• _Problem to solve_: Restate the full listing word for word and leave the pictures out.
● ● ● ●
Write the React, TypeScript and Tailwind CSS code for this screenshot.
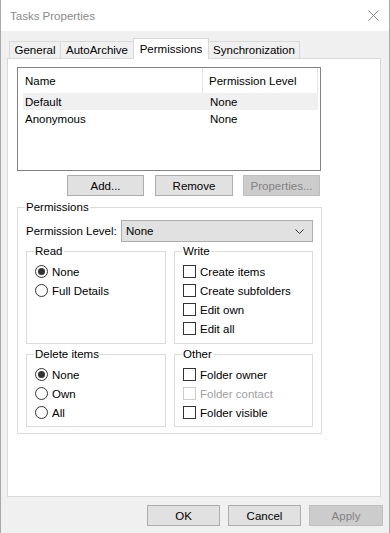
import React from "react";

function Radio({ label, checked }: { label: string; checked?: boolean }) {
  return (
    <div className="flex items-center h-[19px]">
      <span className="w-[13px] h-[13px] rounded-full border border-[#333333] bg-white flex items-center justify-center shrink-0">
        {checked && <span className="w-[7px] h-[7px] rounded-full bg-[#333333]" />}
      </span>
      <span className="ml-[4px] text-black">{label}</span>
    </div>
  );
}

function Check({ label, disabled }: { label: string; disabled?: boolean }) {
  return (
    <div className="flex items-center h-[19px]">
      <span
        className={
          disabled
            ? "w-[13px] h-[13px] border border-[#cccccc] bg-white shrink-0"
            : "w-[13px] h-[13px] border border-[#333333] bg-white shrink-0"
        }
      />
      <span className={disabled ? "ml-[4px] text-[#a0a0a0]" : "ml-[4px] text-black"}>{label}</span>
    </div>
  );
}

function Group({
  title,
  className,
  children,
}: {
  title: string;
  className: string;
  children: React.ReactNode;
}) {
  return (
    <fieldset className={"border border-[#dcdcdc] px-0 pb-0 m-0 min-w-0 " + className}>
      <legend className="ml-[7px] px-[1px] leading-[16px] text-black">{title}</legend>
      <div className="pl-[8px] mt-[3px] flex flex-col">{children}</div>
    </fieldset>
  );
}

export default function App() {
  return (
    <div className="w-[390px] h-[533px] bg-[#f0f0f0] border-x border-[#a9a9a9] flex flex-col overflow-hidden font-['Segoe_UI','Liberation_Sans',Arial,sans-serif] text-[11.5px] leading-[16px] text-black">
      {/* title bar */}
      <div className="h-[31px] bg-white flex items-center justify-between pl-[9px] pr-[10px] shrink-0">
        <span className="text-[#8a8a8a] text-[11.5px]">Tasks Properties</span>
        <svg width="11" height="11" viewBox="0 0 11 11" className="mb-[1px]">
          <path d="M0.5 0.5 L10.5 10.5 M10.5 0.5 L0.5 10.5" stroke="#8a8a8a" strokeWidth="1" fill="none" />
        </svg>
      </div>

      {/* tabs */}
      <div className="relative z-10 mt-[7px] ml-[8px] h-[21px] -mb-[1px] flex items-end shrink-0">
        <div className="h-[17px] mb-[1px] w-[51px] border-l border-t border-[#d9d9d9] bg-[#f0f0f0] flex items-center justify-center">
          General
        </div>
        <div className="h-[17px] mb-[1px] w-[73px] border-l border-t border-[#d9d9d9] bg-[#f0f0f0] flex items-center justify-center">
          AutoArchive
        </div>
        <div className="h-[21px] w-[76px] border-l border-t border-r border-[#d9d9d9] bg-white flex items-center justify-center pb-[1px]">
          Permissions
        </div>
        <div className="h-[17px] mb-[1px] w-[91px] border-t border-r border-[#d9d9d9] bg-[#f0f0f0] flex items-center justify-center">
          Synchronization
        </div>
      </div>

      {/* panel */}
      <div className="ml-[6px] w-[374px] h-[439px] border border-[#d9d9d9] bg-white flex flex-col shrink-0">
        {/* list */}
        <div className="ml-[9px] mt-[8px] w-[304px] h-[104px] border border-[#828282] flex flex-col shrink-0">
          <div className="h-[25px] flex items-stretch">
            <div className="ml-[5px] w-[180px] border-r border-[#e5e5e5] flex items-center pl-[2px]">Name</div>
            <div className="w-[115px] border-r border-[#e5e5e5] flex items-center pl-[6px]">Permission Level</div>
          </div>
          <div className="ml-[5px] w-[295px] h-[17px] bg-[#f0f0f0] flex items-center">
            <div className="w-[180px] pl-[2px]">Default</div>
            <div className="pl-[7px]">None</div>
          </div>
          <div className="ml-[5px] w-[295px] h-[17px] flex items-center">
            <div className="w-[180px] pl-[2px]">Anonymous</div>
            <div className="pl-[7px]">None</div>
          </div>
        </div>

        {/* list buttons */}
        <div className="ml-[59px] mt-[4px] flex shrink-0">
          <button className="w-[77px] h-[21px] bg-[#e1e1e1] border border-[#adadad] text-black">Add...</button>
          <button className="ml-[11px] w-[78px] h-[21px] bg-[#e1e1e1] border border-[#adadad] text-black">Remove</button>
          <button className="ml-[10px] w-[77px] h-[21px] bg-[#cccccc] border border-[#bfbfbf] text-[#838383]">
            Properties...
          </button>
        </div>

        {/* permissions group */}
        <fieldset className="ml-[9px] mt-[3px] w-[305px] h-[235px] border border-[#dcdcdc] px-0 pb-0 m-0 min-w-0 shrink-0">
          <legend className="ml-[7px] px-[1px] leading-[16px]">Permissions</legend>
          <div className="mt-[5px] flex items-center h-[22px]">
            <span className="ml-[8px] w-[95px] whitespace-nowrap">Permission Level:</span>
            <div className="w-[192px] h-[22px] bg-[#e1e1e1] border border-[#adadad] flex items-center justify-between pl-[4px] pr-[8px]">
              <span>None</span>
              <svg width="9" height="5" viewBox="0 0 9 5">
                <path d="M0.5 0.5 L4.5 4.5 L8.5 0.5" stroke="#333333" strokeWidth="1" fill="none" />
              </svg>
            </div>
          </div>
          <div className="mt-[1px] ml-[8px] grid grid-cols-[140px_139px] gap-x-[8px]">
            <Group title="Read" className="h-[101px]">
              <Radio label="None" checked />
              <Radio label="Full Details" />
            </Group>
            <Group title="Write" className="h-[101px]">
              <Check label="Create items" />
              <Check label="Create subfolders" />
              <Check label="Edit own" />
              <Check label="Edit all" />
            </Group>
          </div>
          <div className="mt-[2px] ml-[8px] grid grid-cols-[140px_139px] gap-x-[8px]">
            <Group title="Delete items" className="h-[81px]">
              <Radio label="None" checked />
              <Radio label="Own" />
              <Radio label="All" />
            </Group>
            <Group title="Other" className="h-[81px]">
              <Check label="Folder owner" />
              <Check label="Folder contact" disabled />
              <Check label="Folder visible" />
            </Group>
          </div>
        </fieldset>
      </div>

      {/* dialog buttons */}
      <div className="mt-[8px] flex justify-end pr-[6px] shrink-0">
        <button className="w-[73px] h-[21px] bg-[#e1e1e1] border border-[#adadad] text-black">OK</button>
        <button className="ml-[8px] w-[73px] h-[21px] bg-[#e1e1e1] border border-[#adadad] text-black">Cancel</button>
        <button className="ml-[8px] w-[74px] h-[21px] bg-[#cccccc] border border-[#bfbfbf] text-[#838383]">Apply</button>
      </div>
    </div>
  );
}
● ● ● ●
• _Task result_:
Write the React, TypeScript and Tailwind CSS code for this screenshot.
import React from "react";

function Radio({ label, checked }: { label: string; checked?: boolean }) {
  return (
    <div className="flex items-center h-[19px]">
      <span className="w-[13px] h-[13px] rounded-full border border-[#333333] bg-white flex items-center justify-center shrink-0">
        {checked && <span className="w-[7px] h-[7px] rounded-full bg-[#333333]" />}
      </span>
      <span className="ml-[4px] text-black">{label}</span>
    </div>
  );
}

function Check({ label, disabled }: { label: string; disabled?: boolean }) {
  return (
    <div className="flex items-center h-[19px]">
      <span
        className={
          disabled
            ? "w-[13px] h-[13px] border border-[#cccccc] bg-white shrink-0"
            : "w-[13px] h-[13px] border border-[#333333] bg-white shrink-0"
        }
      />
      <span className={disabled ? "ml-[4px] text-[#a0a0a0]" : "ml-[4px] text-black"}>{label}</span>
    </div>
  );
}

function Group({
  title,
  className,
  children,
}: {
  title: string;
  className: string;
  children: React.ReactNode;
}) {
  return (
    <fieldset className={"border border-[#dcdcdc] px-0 pb-0 m-0 min-w-0 " + className}>
      <legend className="ml-[7px] px-[1px] leading-[16px] text-black">{title}</legend>
      <div className="pl-[8px] mt-[3px] flex flex-col">{children}</div>
    </fieldset>
  );
}

export default function App() {
  return (
    <div className="w-[390px] h-[533px] bg-[#f0f0f0] border-x border-[#a9a9a9] flex flex-col overflow-hidden font-['Segoe_UI','Liberation_Sans',Arial,sans-serif] text-[11.5px] leading-[16px] text-black">
      {/* title bar */}
      <div className="h-[31px] bg-white flex items-center justify-between pl-[9px] pr-[10px] shrink-0">
        <span className="text-[#8a8a8a] text-[11.5px]">Tasks Properties</span>
        <svg width="11" height="11" viewBox="0 0 11 11" className="mb-[1px]">
          <path d="M0.5 0.5 L10.5 10.5 M10.5 0.5 L0.5 10.5" stroke="#8a8a8a" strokeWidth="1" fill="none" />
        </svg>
      </div>

      {/* tabs */}
      <div className="relative z-10 mt-[7px] ml-[8px] h-[21px] -mb-[1px] flex items-end shrink-0">
        <div className="h-[17px] mb-[1px] w-[51px] border-l border-t border-[#d9d9d9] bg-[#f0f0f0] flex items-center justify-center">
          General
        </div>
        <div className="h-[17px] mb-[1px] w-[73px] border-l border-t border-[#d9d9d9] bg-[#f0f0f0] flex items-center justify-center">
          AutoArchive
        </div>
        <div className="h-[21px] w-[76px] border-l border-t border-r border-[#d9d9d9] bg-white flex items-center justify-center pb-[1px]">
          Permissions
        </div>
        <div className="h-[17px] mb-[1px] w-[91px] border-t border-r border-[#d9d9d9] bg-[#f0f0f0] flex items-center justify-center">
          Synchronization
        </div>
      </div>

      {/* panel */}
      <div className="ml-[6px] w-[374px] h-[439px] border border-[#d9d9d9] bg-white flex flex-col shrink-0">
        {/* list */}
        <div className="ml-[9px] mt-[8px] w-[304px] h-[104px] border border-[#828282] flex flex-col shrink-0">
          <div className="h-[25px] flex items-stretch">
            <div className="ml-[5px] w-[180px] border-r border-[#e5e5e5] flex items-center pl-[2px]">Name</div>
            <div className="w-[115px] border-r border-[#e5e5e5] flex items-center pl-[6px]">Permission Level</div>
          </div>
          <div className="ml-[5px] w-[295px] h-[17px] bg-[#f0f0f0] flex items-center">
            <div className="w-[180px] pl-[2px]">Default</div>
            <div className="pl-[7px]">None</div>
          </div>
          <div className="ml-[5px] w-[295px] h-[17px] flex items-center">
            <div className="w-[180px] pl-[2px]">Anonymous</div>
            <div className="pl-[7px]">None</div>
          </div>
        </div>

        {/* list buttons */}
        <div className="ml-[59px] mt-[4px] flex shrink-0">
          <button className="w-[77px] h-[21px] bg-[#e1e1e1] border border-[#adadad] text-black">Add...</button>
          <button className="ml-[11px] w-[78px] h-[21px] bg-[#e1e1e1] border border-[#adadad] text-black">Remove</button>
          <button className="ml-[10px] w-[77px] h-[21px] bg-[#cccccc] border border-[#bfbfbf] text-[#838383]">
            Properties...
          </button>
        </div>

        {/* permissions group */}
        <fieldset className="ml-[9px] mt-[3px] w-[305px] h-[235px] border border-[#dcdcdc] px-0 pb-0 m-0 min-w-0 shrink-0">
          <legend className="ml-[7px] px-[1px] leading-[16px]">Permissions</legend>
          <div className="mt-[5px] flex items-center h-[22px]">
            <span className="ml-[8px] w-[95px] whitespace-nowrap">Permission Level:</span>
            <div className="w-[192px] h-[22px] bg-[#e1e1e1] border border-[#adadad] flex items-center justify-between pl-[4px] pr-[8px]">
              <span>None</span>
              <svg width="9" height="5" viewBox="0 0 9 5">
                <path d="M0.5 0.5 L4.5 4.5 L8.5 0.5" stroke="#333333" strokeWidth="1" fill="none" />
              </svg>
            </div>
          </div>
          <div className="mt-[1px] ml-[8px] grid grid-cols-[140px_139px] gap-x-[8px]">
            <Group title="Read" className="h-[101px]">
              <Radio label="None" checked />
              <Radio label="Full Details" />
            </Group>
            <Group title="Write" className="h-[101px]">
              <Check label="Create items" />
              <Check label="Create subfolders" />
              <Check label="Edit own" />
              <Check label="Edit all" />
            </Group>
          </div>
          <div className="mt-[2px] ml-[8px] grid grid-cols-[140px_139px] gap-x-[8px]">
            <Group title="Delete items" className="h-[81px]">
              <Radio label="None" checked />
              <Radio label="Own" />
              <Radio label="All" />
            </Group>
            <Group title="Other" className="h-[81px]">
              <Check label="Folder owner" />
              <Check label="Folder contact" disabled />
              <Check label="Folder visible" />
            </Group>
          </div>
        </fieldset>
      </div>

      {/* dialog buttons */}
      <div className="mt-[8px] flex justify-end pr-[6px] shrink-0">
        <button className="w-[73px] h-[21px] bg-[#e1e1e1] border border-[#adadad] text-black">OK</button>
        <button className="ml-[8px] w-[73px] h-[21px] bg-[#e1e1e1] border border-[#adadad] text-black">Cancel</button>
        <button className="ml-[8px] w-[74px] h-[21px] bg-[#cccccc] border border-[#bfbfbf] text-[#838383]">Apply</button>
      </div>
    </div>
  );
}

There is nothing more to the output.